Recorded data >>
▶

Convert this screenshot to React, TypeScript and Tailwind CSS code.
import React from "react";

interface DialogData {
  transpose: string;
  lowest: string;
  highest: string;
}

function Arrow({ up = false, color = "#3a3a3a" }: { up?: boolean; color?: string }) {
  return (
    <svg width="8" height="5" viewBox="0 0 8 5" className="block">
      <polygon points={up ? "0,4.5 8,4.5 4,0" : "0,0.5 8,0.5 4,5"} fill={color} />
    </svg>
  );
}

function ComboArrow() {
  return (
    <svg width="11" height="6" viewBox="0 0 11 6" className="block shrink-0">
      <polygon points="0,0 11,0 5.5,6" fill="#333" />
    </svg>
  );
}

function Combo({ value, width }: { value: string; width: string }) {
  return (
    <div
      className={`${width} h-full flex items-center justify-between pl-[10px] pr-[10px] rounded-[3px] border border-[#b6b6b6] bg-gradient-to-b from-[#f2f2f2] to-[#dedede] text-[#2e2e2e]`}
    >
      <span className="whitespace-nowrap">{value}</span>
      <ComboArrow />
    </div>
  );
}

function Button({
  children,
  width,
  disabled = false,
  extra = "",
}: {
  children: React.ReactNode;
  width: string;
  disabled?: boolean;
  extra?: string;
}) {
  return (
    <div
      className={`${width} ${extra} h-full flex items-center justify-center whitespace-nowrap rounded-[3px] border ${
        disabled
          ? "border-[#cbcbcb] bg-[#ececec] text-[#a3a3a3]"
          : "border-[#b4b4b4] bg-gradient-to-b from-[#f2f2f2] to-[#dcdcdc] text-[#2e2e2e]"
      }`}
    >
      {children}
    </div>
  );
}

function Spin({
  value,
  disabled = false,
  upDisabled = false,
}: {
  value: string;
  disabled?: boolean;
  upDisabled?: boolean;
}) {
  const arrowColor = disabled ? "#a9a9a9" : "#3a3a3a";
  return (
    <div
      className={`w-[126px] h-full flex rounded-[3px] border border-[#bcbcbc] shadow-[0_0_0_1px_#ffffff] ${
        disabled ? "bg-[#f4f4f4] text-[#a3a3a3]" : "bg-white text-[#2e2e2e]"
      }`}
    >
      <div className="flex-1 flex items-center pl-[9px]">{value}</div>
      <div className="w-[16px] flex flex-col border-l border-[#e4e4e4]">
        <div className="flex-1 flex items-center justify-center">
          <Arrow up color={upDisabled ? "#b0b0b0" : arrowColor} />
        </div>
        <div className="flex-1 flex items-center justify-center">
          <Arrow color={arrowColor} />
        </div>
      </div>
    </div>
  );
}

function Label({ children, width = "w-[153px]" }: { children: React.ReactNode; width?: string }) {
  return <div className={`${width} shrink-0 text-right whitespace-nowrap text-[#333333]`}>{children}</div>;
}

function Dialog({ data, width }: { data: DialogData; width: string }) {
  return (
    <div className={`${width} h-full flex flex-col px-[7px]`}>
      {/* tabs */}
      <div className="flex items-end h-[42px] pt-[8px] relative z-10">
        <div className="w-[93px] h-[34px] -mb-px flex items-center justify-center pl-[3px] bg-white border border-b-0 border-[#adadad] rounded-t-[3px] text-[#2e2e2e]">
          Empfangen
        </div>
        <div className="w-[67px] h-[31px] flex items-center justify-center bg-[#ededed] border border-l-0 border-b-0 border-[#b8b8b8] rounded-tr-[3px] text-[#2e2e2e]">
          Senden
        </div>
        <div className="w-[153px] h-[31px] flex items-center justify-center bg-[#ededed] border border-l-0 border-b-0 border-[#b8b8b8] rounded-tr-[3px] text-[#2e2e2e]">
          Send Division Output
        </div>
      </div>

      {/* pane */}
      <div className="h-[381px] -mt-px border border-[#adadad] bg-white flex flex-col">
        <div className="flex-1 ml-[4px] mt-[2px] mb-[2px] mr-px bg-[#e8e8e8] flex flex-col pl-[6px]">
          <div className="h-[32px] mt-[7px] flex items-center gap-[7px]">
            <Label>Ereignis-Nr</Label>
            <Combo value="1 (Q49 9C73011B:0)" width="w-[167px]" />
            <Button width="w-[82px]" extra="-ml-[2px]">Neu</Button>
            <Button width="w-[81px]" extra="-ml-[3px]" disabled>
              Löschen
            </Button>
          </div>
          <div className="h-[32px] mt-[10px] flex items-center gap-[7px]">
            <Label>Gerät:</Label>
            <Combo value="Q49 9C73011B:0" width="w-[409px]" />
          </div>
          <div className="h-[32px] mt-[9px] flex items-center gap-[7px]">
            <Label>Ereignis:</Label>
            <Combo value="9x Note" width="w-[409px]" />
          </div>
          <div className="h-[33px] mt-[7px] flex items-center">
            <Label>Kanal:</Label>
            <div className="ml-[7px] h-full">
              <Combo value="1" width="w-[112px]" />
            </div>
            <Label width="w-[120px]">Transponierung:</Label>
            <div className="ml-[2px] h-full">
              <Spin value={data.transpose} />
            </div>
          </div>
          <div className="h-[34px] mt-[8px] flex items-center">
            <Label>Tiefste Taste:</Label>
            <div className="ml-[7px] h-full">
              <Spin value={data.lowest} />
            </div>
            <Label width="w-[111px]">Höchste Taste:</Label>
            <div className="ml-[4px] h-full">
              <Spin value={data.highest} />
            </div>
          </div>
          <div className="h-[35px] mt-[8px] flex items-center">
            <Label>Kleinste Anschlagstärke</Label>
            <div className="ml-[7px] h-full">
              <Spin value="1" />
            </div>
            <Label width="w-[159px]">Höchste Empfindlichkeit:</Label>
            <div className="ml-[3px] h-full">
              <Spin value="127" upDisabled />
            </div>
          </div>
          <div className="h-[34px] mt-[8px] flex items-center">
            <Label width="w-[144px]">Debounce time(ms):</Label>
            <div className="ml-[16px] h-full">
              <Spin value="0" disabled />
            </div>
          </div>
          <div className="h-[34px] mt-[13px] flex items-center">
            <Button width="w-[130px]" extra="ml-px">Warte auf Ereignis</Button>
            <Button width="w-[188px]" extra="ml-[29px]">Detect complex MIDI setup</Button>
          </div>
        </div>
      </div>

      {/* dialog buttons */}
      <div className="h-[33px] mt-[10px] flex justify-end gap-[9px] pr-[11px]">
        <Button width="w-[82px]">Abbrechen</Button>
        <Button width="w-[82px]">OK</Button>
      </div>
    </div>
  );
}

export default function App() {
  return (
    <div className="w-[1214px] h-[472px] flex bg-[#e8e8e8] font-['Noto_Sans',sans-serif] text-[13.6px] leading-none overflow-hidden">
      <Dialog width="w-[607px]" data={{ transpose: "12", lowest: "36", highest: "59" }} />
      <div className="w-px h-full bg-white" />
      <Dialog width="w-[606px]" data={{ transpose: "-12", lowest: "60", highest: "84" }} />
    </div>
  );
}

◀

Exercise directions >>
Please output the complete data exactly.

Solution to this problem >>
Convert this screenshot to React, TypeScript and Tailwind CSS code.
import React from "react";

interface DialogData {
  transpose: string;
  lowest: string;
  highest: string;
}

function Arrow({ up = false, color = "#3a3a3a" }: { up?: boolean; color?: string }) {
  return (
    <svg width="8" height="5" viewBox="0 0 8 5" className="block">
      <polygon points={up ? "0,4.5 8,4.5 4,0" : "0,0.5 8,0.5 4,5"} fill={color} />
    </svg>
  );
}

function ComboArrow() {
  return (
    <svg width="11" height="6" viewBox="0 0 11 6" className="block shrink-0">
      <polygon points="0,0 11,0 5.5,6" fill="#333" />
    </svg>
  );
}

function Combo({ value, width }: { value: string; width: string }) {
  return (
    <div
      className={`${width} h-full flex items-center justify-between pl-[10px] pr-[10px] rounded-[3px] border border-[#b6b6b6] bg-gradient-to-b from-[#f2f2f2] to-[#dedede] text-[#2e2e2e]`}
    >
      <span className="whitespace-nowrap">{value}</span>
      <ComboArrow />
    </div>
  );
}

function Button({
  children,
  width,
  disabled = false,
  extra = "",
}: {
  children: React.ReactNode;
  width: string;
  disabled?: boolean;
  extra?: string;
}) {
  return (
    <div
      className={`${width} ${extra} h-full flex items-center justify-center whitespace-nowrap rounded-[3px] border ${
        disabled
          ? "border-[#cbcbcb] bg-[#ececec] text-[#a3a3a3]"
          : "border-[#b4b4b4] bg-gradient-to-b from-[#f2f2f2] to-[#dcdcdc] text-[#2e2e2e]"
      }`}
    >
      {children}
    </div>
  );
}

function Spin({
  value,
  disabled = false,
  upDisabled = false,
}: {
  value: string;
  disabled?: boolean;
  upDisabled?: boolean;
}) {
  const arrowColor = disabled ? "#a9a9a9" : "#3a3a3a";
  return (
    <div
      className={`w-[126px] h-full flex rounded-[3px] border border-[#bcbcbc] shadow-[0_0_0_1px_#ffffff] ${
        disabled ? "bg-[#f4f4f4] text-[#a3a3a3]" : "bg-white text-[#2e2e2e]"
      }`}
    >
      <div className="flex-1 flex items-center pl-[9px]">{value}</div>
      <div className="w-[16px] flex flex-col border-l border-[#e4e4e4]">
        <div className="flex-1 flex items-center justify-center">
          <Arrow up color={upDisabled ? "#b0b0b0" : arrowColor} />
        </div>
        <div className="flex-1 flex items-center justify-center">
          <Arrow color={arrowColor} />
        </div>
      </div>
    </div>
  );
}

function Label({ children, width = "w-[153px]" }: { children: React.ReactNode; width?: string }) {
  return <div className={`${width} shrink-0 text-right whitespace-nowrap text-[#333333]`}>{children}</div>;
}

function Dialog({ data, width }: { data: DialogData; width: string }) {
  return (
    <div className={`${width} h-full flex flex-col px-[7px]`}>
      {/* tabs */}
      <div className="flex items-end h-[42px] pt-[8px] relative z-10">
        <div className="w-[93px] h-[34px] -mb-px flex items-center justify-center pl-[3px] bg-white border border-b-0 border-[#adadad] rounded-t-[3px] text-[#2e2e2e]">
          Empfangen
        </div>
        <div className="w-[67px] h-[31px] flex items-center justify-center bg-[#ededed] border border-l-0 border-b-0 border-[#b8b8b8] rounded-tr-[3px] text-[#2e2e2e]">
          Senden
        </div>
        <div className="w-[153px] h-[31px] flex items-center justify-center bg-[#ededed] border border-l-0 border-b-0 border-[#b8b8b8] rounded-tr-[3px] text-[#2e2e2e]">
          Send Division Output
        </div>
      </div>

      {/* pane */}
      <div className="h-[381px] -mt-px border border-[#adadad] bg-white flex flex-col">
        <div className="flex-1 ml-[4px] mt-[2px] mb-[2px] mr-px bg-[#e8e8e8] flex flex-col pl-[6px]">
          <div className="h-[32px] mt-[7px] flex items-center gap-[7px]">
            <Label>Ereignis-Nr</Label>
            <Combo value="1 (Q49 9C73011B:0)" width="w-[167px]" />
            <Button width="w-[82px]" extra="-ml-[2px]">Neu</Button>
            <Button width="w-[81px]" extra="-ml-[3px]" disabled>
              Löschen
            </Button>
          </div>
          <div className="h-[32px] mt-[10px] flex items-center gap-[7px]">
            <Label>Gerät:</Label>
            <Combo value="Q49 9C73011B:0" width="w-[409px]" />
          </div>
          <div className="h-[32px] mt-[9px] flex items-center gap-[7px]">
            <Label>Ereignis:</Label>
            <Combo value="9x Note" width="w-[409px]" />
          </div>
          <div className="h-[33px] mt-[7px] flex items-center">
            <Label>Kanal:</Label>
            <div className="ml-[7px] h-full">
              <Combo value="1" width="w-[112px]" />
            </div>
            <Label width="w-[120px]">Transponierung:</Label>
            <div className="ml-[2px] h-full">
              <Spin value={data.transpose} />
            </div>
          </div>
          <div className="h-[34px] mt-[8px] flex items-center">
            <Label>Tiefste Taste:</Label>
            <div className="ml-[7px] h-full">
              <Spin value={data.lowest} />
            </div>
            <Label width="w-[111px]">Höchste Taste:</Label>
            <div className="ml-[4px] h-full">
              <Spin value={data.highest} />
            </div>
          </div>
          <div className="h-[35px] mt-[8px] flex items-center">
            <Label>Kleinste Anschlagstärke</Label>
            <div className="ml-[7px] h-full">
              <Spin value="1" />
            </div>
            <Label width="w-[159px]">Höchste Empfindlichkeit:</Label>
            <div className="ml-[3px] h-full">
              <Spin value="127" upDisabled />
            </div>
          </div>
          <div className="h-[34px] mt-[8px] flex items-center">
            <Label width="w-[144px]">Debounce time(ms):</Label>
            <div className="ml-[16px] h-full">
              <Spin value="0" disabled />
            </div>
          </div>
          <div className="h-[34px] mt-[13px] flex items-center">
            <Button width="w-[130px]" extra="ml-px">Warte auf Ereignis</Button>
            <Button width="w-[188px]" extra="ml-[29px]">Detect complex MIDI setup</Button>
          </div>
        </div>
      </div>

      {/* dialog buttons */}
      <div className="h-[33px] mt-[10px] flex justify-end gap-[9px] pr-[11px]">
        <Button width="w-[82px]">Abbrechen</Button>
        <Button width="w-[82px]">OK</Button>
      </div>
    </div>
  );
}

export default function App() {
  return (
    <div className="w-[1214px] h-[472px] flex bg-[#e8e8e8] font-['Noto_Sans',sans-serif] text-[13.6px] leading-none overflow-hidden">
      <Dialog width="w-[607px]" data={{ transpose: "12", lowest: "36", highest: "59" }} />
      <div className="w-px h-full bg-white" />
      <Dialog width="w-[606px]" data={{ transpose: "-12", lowest: "60", highest: "84" }} />
    </div>
  );
}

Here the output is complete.